GIVEN REQUEST:
Repeat the listing that follows, character for character, minus the pictures.

PROVIDED MATERIAL:
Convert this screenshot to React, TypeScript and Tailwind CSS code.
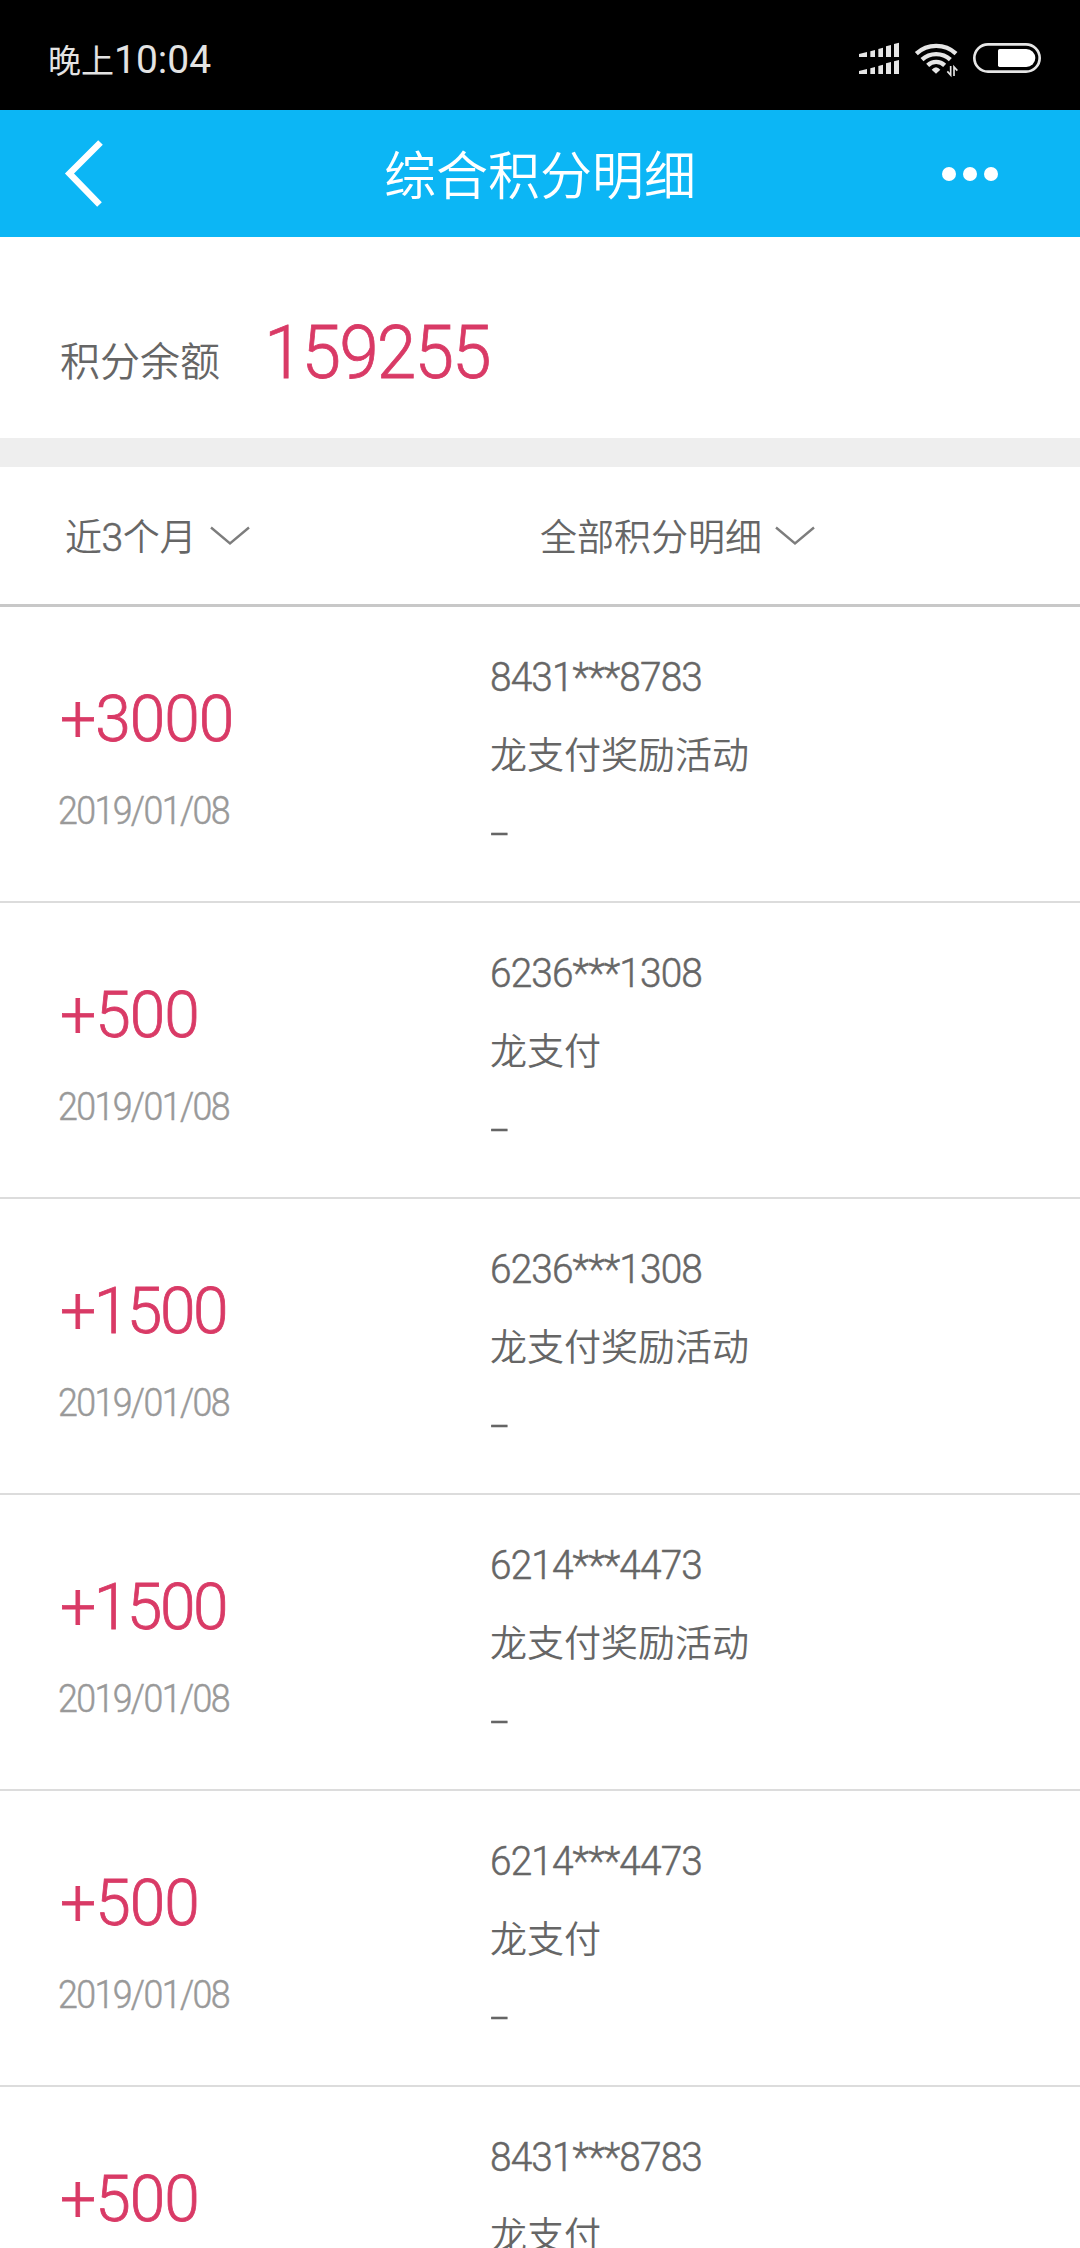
import { clsx } from 'clsx';

interface PointRecord {
  id: number;
  amount: string;
  date: string;
  card: string;
  source: string;
}

const records: PointRecord[] = [
  { id: 1, amount: '+3000', date: '2019/01/08', card: '8431***8783', source: '龙支付奖励活动' },
  { id: 2, amount: '+500', date: '2019/01/08', card: '6236***1308', source: '龙支付' },
  { id: 3, amount: '+1500', date: '2019/01/08', card: '6236***1308', source: '龙支付奖励活动' },
  { id: 4, amount: '+1500', date: '2019/01/08', card: '6214***4473', source: '龙支付奖励活动' },
  { id: 5, amount: '+500', date: '2019/01/08', card: '6214***4473', source: '龙支付' },
  { id: 6, amount: '+500', date: '2019/01/08', card: '8431***8783', source: '龙支付' },
];

function StatusIcons() {
  return (
    <svg className="w-[240px] h-[80px]" viewBox="0 0 720 240" fill="none">
      {/* dual sim signal */}
      <g fill="#e6e6e6">
        <path d="M57 102 L81 96 V111 H57Z" />
        <path d="M91 94 L105 90 V111 H91Z" />
        <path d="M115 87 L129 83 V111 H115Z" />
        <path d="M138 79 L153 75 V111 H138Z" />
        <path d="M162 72 L177 68 V111 H162Z" />
        <path d="M57 153 L81 147 V162 H57Z" />
        <path d="M91 145 L105 141 V162 H91Z" />
        <path d="M115 138 L129 134 V162 H115Z" />
        <path d="M138 130 L153 126 V162 H138Z" />
        <path d="M162 124 L177 120 V162 H162Z" />
      </g>
      {/* wifi */}
      <g stroke="#e6e6e6" strokeWidth="13">
        <path d="M229 101 A88 88 0 0 1 348 101" />
        <path d="M246 119 A62 62 0 0 1 331 119" />
        <path d="M263 136 A37 37 0 0 1 314 136" />
      </g>
      <path d="M275 149 Q288 134 301 149 L288 161Z" fill="#e6e6e6" />
      <path d="M332 138 V165 L322 154 M342 168 V141 L352 152" stroke="#e6e6e6" strokeWidth="5" />
      {/* battery */}
      <rect x="403" y="73" width="196" height="82" rx="41" stroke="#e6e6e6" strokeWidth="8" />
      <path d="M479 87 H559 A27 27 0 0 1 559 141 H479 Q474 141 474 136 V92 Q474 87 479 87Z" fill="#fff" />
    </svg>
  );
}

function DownArrow({ className }: { className?: string }) {
  return (
    <svg className={clsx('w-[40px] h-[20px]', className)} viewBox="0 0 40 20" fill="none" stroke="#7d7d7d" strokeWidth="2.4">
      <path d="M1 1.5 L20 17.5 L39 1.5" />
    </svg>
  );
}

function RecordRow({ record }: { record: PointRecord }) {
  return (
    <li className="flex h-[296px] shrink-0 border-b-2 border-[#dcdcdc]">
      <div className="w-[490px] pl-[58px] pt-[81px]">
        <p
          className={clsx(
            'ml-[2px] h-[64px] text-[64px] leading-[64px] text-[#d93a66] [-webkit-text-stroke:0.8px_#d93a66]',
            record.amount.includes('1') ? 'tracking-[-2.4px]' : 'tracking-[-1px]'
          )}
        >
          {record.amount}
        </p>
        <p className="mt-[39px] h-[40px] origin-left scale-x-[0.94] text-[38px] leading-[40px] tracking-[-1.7px] text-[#999] [-webkit-text-stroke:0.5px_#999]">
          {record.date}
        </p>
      </div>
      <div className="flex flex-col gap-[38px] pt-[51px] text-[#666]">
        <p className="h-[40px] origin-left scale-x-[0.97] text-[40px] leading-[40px] tracking-[-0.9px] [-webkit-text-stroke:0.5px_#666]">
          {record.card}
        </p>
        <p className="h-[40px] pt-px text-[37px] leading-[40px]">{record.source}</p>
        <p className="h-[40px] w-[12px] origin-left scale-x-[1.65] text-[40px] leading-[40px] [-webkit-text-stroke:0.6px_#666]">-</p>
      </div>
    </li>
  );
}

export default function App() {
  return (
    <div className="flex h-[2248px] w-[1080px] flex-col overflow-hidden bg-white font-['Roboto','Noto_Sans_CJK_SC',sans-serif] font-[350]">
      <div className="flex h-[110px] shrink-0 items-start justify-between bg-black pl-[48px] pt-[20px]">
        <p className="mt-[20px] flex h-[40px] items-baseline leading-[40px] font-normal text-[#e3e3e3]">
          <span className="text-[33px]">晚上</span>
          <span className="text-[39px]">10:04</span>
        </p>
        <StatusIcons />
      </div>

      <header className="grid h-[127px] shrink-0 grid-cols-3 items-center bg-[#0cb6f5] text-white">
        <svg className="ml-[60px] h-[70px] w-[50px]" viewBox="0 0 50 70" fill="none" stroke="currentColor" strokeWidth="6.5">
          <path d="M40.5 3.5 L9.5 34.5 L39.5 65.5" />
        </svg>
        <h1 className="pt-[8px] text-center text-[52px] leading-[60px] whitespace-nowrap">综合积分明细</h1>
        <div className="mr-[82px] flex justify-end gap-[7px]">
          <span className="size-[14px] rounded-full bg-white" />
          <span className="size-[14px] rounded-full bg-white" />
          <span className="size-[14px] rounded-full bg-white" />
        </div>
      </header>

      <section className="flex h-[201px] shrink-0 items-start pl-[60px] pt-[77px]">
        <span className="w-[204px] pt-[11px] text-[40px] leading-[76px] text-[#666]">积分余额</span>
        <span className="origin-left scale-x-[0.95] text-[75px] leading-[76px] tracking-[-2px] text-[#d93a66] [-webkit-text-stroke:0.8px_#d93a66]">
          159255
        </span>
      </section>

      <div className="h-[29px] shrink-0 bg-[#eee]" />

      <div className="flex h-[140px] shrink-0 border-b-[3px] border-[#c8c8c8] pt-[51px] text-[37px] leading-[40px] text-[#666]">
        <div className="flex w-[540px] pl-[65px]">
          <span className="tracking-[-0.4px]">
            近<span className="text-[39px] [-webkit-text-stroke:0.5px_#666]">3</span>个月
          </span>
          <DownArrow className="mt-[8px] ml-[14px]" />
        </div>
        <div className="flex">
          <span className="pt-px">全部积分明细</span>
          <DownArrow className="mt-[8px] ml-[13px]" />
        </div>
      </div>

      <ul className="flex flex-col">
        {records.map((record) => (
          <RecordRow key={record.id} record={record} />
        ))}
      </ul>
    </div>
  );
}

TASK OUTPUT:
Convert this screenshot to React, TypeScript and Tailwind CSS code.
import { clsx } from 'clsx';

interface PointRecord {
  id: number;
  amount: string;
  date: string;
  card: string;
  source: string;
}

const records: PointRecord[] = [
  { id: 1, amount: '+3000', date: '2019/01/08', card: '8431***8783', source: '龙支付奖励活动' },
  { id: 2, amount: '+500', date: '2019/01/08', card: '6236***1308', source: '龙支付' },
  { id: 3, amount: '+1500', date: '2019/01/08', card: '6236***1308', source: '龙支付奖励活动' },
  { id: 4, amount: '+1500', date: '2019/01/08', card: '6214***4473', source: '龙支付奖励活动' },
  { id: 5, amount: '+500', date: '2019/01/08', card: '6214***4473', source: '龙支付' },
  { id: 6, amount: '+500', date: '2019/01/08', card: '8431***8783', source: '龙支付' },
];

function StatusIcons() {
  return (
    <svg className="w-[240px] h-[80px]" viewBox="0 0 720 240" fill="none">
      {/* dual sim signal */}
      <g fill="#e6e6e6">
        <path d="M57 102 L81 96 V111 H57Z" />
        <path d="M91 94 L105 90 V111 H91Z" />
        <path d="M115 87 L129 83 V111 H115Z" />
        <path d="M138 79 L153 75 V111 H138Z" />
        <path d="M162 72 L177 68 V111 H162Z" />
        <path d="M57 153 L81 147 V162 H57Z" />
        <path d="M91 145 L105 141 V162 H91Z" />
        <path d="M115 138 L129 134 V162 H115Z" />
        <path d="M138 130 L153 126 V162 H138Z" />
        <path d="M162 124 L177 120 V162 H162Z" />
      </g>
      {/* wifi */}
      <g stroke="#e6e6e6" strokeWidth="13">
        <path d="M229 101 A88 88 0 0 1 348 101" />
        <path d="M246 119 A62 62 0 0 1 331 119" />
        <path d="M263 136 A37 37 0 0 1 314 136" />
      </g>
      <path d="M275 149 Q288 134 301 149 L288 161Z" fill="#e6e6e6" />
      <path d="M332 138 V165 L322 154 M342 168 V141 L352 152" stroke="#e6e6e6" strokeWidth="5" />
      {/* battery */}
      <rect x="403" y="73" width="196" height="82" rx="41" stroke="#e6e6e6" strokeWidth="8" />
      <path d="M479 87 H559 A27 27 0 0 1 559 141 H479 Q474 141 474 136 V92 Q474 87 479 87Z" fill="#fff" />
    </svg>
  );
}

function DownArrow({ className }: { className?: string }) {
  return (
    <svg className={clsx('w-[40px] h-[20px]', className)} viewBox="0 0 40 20" fill="none" stroke="#7d7d7d" strokeWidth="2.4">
      <path d="M1 1.5 L20 17.5 L39 1.5" />
    </svg>
  );
}

function RecordRow({ record }: { record: PointRecord }) {
  return (
    <li className="flex h-[296px] shrink-0 border-b-2 border-[#dcdcdc]">
      <div className="w-[490px] pl-[58px] pt-[81px]">
        <p
          className={clsx(
            'ml-[2px] h-[64px] text-[64px] leading-[64px] text-[#d93a66] [-webkit-text-stroke:0.8px_#d93a66]',
            record.amount.includes('1') ? 'tracking-[-2.4px]' : 'tracking-[-1px]'
          )}
        >
          {record.amount}
        </p>
        <p className="mt-[39px] h-[40px] origin-left scale-x-[0.94] text-[38px] leading-[40px] tracking-[-1.7px] text-[#999] [-webkit-text-stroke:0.5px_#999]">
          {record.date}
        </p>
      </div>
      <div className="flex flex-col gap-[38px] pt-[51px] text-[#666]">
        <p className="h-[40px] origin-left scale-x-[0.97] text-[40px] leading-[40px] tracking-[-0.9px] [-webkit-text-stroke:0.5px_#666]">
          {record.card}
        </p>
        <p className="h-[40px] pt-px text-[37px] leading-[40px]">{record.source}</p>
        <p className="h-[40px] w-[12px] origin-left scale-x-[1.65] text-[40px] leading-[40px] [-webkit-text-stroke:0.6px_#666]">-</p>
      </div>
    </li>
  );
}

export default function App() {
  return (
    <div className="flex h-[2248px] w-[1080px] flex-col overflow-hidden bg-white font-['Roboto','Noto_Sans_CJK_SC',sans-serif] font-[350]">
      <div className="flex h-[110px] shrink-0 items-start justify-between bg-black pl-[48px] pt-[20px]">
        <p className="mt-[20px] flex h-[40px] items-baseline leading-[40px] font-normal text-[#e3e3e3]">
          <span className="text-[33px]">晚上</span>
          <span className="text-[39px]">10:04</span>
        </p>
        <StatusIcons />
      </div>

      <header className="grid h-[127px] shrink-0 grid-cols-3 items-center bg-[#0cb6f5] text-white">
        <svg className="ml-[60px] h-[70px] w-[50px]" viewBox="0 0 50 70" fill="none" stroke="currentColor" strokeWidth="6.5">
          <path d="M40.5 3.5 L9.5 34.5 L39.5 65.5" />
        </svg>
        <h1 className="pt-[8px] text-center text-[52px] leading-[60px] whitespace-nowrap">综合积分明细</h1>
        <div className="mr-[82px] flex justify-end gap-[7px]">
          <span className="size-[14px] rounded-full bg-white" />
          <span className="size-[14px] rounded-full bg-white" />
          <span className="size-[14px] rounded-full bg-white" />
        </div>
      </header>

      <section className="flex h-[201px] shrink-0 items-start pl-[60px] pt-[77px]">
        <span className="w-[204px] pt-[11px] text-[40px] leading-[76px] text-[#666]">积分余额</span>
        <span className="origin-left scale-x-[0.95] text-[75px] leading-[76px] tracking-[-2px] text-[#d93a66] [-webkit-text-stroke:0.8px_#d93a66]">
          159255
        </span>
      </section>

      <div className="h-[29px] shrink-0 bg-[#eee]" />

      <div className="flex h-[140px] shrink-0 border-b-[3px] border-[#c8c8c8] pt-[51px] text-[37px] leading-[40px] text-[#666]">
        <div className="flex w-[540px] pl-[65px]">
          <span className="tracking-[-0.4px]">
            近<span className="text-[39px] [-webkit-text-stroke:0.5px_#666]">3</span>个月
          </span>
          <DownArrow className="mt-[8px] ml-[14px]" />
        </div>
        <div className="flex">
          <span className="pt-px">全部积分明细</span>
          <DownArrow className="mt-[8px] ml-[13px]" />
        </div>
      </div>

      <ul className="flex flex-col">
        {records.map((record) => (
          <RecordRow key={record.id} record={record} />
        ))}
      </ul>
    </div>
  );
}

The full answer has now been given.